Set task — Extract and list every line that contains the word "React".

(Web page code records)
+---+

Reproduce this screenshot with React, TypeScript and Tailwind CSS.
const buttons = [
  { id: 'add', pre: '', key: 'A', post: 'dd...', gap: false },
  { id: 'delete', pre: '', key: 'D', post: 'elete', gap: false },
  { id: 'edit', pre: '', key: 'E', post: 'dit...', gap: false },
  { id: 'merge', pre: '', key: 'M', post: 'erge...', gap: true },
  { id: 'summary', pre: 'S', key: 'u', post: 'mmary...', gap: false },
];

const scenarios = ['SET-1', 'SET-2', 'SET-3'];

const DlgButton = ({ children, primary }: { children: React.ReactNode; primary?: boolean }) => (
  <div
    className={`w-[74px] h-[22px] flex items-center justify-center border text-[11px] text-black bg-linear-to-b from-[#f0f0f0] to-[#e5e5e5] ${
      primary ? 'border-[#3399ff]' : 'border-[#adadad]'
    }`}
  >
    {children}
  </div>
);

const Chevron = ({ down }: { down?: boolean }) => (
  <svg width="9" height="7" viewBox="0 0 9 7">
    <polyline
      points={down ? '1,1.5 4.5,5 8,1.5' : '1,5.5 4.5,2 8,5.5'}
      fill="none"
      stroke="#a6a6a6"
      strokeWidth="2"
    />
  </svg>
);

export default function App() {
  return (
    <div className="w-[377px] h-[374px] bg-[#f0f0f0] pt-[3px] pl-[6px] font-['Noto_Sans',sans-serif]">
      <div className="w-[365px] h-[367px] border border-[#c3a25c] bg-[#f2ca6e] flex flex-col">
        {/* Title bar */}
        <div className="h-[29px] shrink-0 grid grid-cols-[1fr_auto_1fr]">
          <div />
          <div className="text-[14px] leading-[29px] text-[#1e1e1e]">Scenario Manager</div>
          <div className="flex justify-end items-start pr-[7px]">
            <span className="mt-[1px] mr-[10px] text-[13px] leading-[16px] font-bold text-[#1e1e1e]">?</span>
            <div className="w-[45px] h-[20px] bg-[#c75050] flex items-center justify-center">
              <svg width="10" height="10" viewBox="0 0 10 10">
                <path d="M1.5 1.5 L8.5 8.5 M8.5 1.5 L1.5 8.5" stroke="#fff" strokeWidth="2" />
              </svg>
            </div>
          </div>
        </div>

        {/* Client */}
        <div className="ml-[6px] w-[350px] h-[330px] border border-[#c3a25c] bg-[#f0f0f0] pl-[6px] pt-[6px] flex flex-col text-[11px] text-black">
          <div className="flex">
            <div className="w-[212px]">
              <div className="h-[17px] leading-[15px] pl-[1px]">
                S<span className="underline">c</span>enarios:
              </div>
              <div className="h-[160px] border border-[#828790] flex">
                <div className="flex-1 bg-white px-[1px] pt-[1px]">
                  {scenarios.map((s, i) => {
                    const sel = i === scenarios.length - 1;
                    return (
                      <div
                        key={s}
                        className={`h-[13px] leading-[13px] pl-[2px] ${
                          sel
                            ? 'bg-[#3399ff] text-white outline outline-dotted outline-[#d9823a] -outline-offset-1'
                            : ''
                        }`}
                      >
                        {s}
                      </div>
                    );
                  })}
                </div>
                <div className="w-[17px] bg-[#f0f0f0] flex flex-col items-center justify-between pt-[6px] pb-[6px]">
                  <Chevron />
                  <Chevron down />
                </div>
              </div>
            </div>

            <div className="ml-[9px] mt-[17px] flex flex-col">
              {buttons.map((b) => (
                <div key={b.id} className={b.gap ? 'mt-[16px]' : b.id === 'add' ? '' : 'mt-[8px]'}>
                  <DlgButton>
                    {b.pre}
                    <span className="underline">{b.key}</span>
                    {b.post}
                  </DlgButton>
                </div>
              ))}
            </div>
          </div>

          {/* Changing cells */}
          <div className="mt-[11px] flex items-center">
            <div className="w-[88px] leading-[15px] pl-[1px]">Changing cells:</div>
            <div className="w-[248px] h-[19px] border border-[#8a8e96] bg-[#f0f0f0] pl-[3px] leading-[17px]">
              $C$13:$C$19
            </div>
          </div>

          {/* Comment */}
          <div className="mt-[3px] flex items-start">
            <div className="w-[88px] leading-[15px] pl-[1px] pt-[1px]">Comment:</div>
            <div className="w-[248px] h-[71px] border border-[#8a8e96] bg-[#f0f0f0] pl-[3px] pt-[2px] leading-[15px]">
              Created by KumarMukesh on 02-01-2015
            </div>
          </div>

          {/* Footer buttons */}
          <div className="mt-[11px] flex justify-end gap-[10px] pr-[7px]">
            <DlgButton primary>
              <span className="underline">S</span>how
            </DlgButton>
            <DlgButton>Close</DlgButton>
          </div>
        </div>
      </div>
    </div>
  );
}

+---+

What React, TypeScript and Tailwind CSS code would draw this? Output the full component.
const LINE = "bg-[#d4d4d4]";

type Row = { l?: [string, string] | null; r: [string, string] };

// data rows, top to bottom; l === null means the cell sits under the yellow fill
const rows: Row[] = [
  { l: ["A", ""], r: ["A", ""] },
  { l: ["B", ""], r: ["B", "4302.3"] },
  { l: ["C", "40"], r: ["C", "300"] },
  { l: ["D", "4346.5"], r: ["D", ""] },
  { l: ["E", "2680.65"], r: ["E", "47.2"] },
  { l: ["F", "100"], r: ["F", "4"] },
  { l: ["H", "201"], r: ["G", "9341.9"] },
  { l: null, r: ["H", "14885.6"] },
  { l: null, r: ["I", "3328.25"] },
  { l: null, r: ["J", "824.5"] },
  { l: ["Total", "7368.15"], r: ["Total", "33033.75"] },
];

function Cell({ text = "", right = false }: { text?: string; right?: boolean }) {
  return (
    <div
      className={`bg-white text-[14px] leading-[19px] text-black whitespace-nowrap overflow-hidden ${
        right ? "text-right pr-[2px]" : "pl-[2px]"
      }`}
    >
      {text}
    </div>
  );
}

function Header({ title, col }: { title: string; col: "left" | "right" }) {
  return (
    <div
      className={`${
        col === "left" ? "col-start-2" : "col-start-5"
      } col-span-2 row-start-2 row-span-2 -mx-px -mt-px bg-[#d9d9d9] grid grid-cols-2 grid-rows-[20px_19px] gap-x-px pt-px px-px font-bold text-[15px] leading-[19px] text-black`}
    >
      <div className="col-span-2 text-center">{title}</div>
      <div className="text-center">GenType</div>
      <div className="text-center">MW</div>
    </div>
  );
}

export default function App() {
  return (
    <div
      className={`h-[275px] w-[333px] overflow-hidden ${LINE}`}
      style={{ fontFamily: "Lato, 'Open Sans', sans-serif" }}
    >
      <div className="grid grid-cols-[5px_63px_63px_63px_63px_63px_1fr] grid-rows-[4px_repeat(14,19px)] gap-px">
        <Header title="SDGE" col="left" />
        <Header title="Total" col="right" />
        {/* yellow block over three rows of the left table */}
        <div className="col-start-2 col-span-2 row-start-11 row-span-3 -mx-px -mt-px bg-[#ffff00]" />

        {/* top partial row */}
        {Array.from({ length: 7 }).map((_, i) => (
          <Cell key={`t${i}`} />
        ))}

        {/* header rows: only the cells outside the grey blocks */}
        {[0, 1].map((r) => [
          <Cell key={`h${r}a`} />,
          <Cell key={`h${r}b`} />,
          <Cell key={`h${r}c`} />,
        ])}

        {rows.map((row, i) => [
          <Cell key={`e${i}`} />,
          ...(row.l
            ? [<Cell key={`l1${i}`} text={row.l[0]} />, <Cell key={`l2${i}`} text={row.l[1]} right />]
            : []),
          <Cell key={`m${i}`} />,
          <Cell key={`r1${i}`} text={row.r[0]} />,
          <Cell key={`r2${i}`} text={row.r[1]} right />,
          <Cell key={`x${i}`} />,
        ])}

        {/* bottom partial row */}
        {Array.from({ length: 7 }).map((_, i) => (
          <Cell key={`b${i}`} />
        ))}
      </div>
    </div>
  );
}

+---+

Reply to the task —
Reproduce this screenshot with React, TypeScript and Tailwind CSS.
const DlgButton = ({ children, primary }: { children: React.ReactNode; primary?: boolean }) => (
What React, TypeScript and Tailwind CSS code would draw this? Output the full component.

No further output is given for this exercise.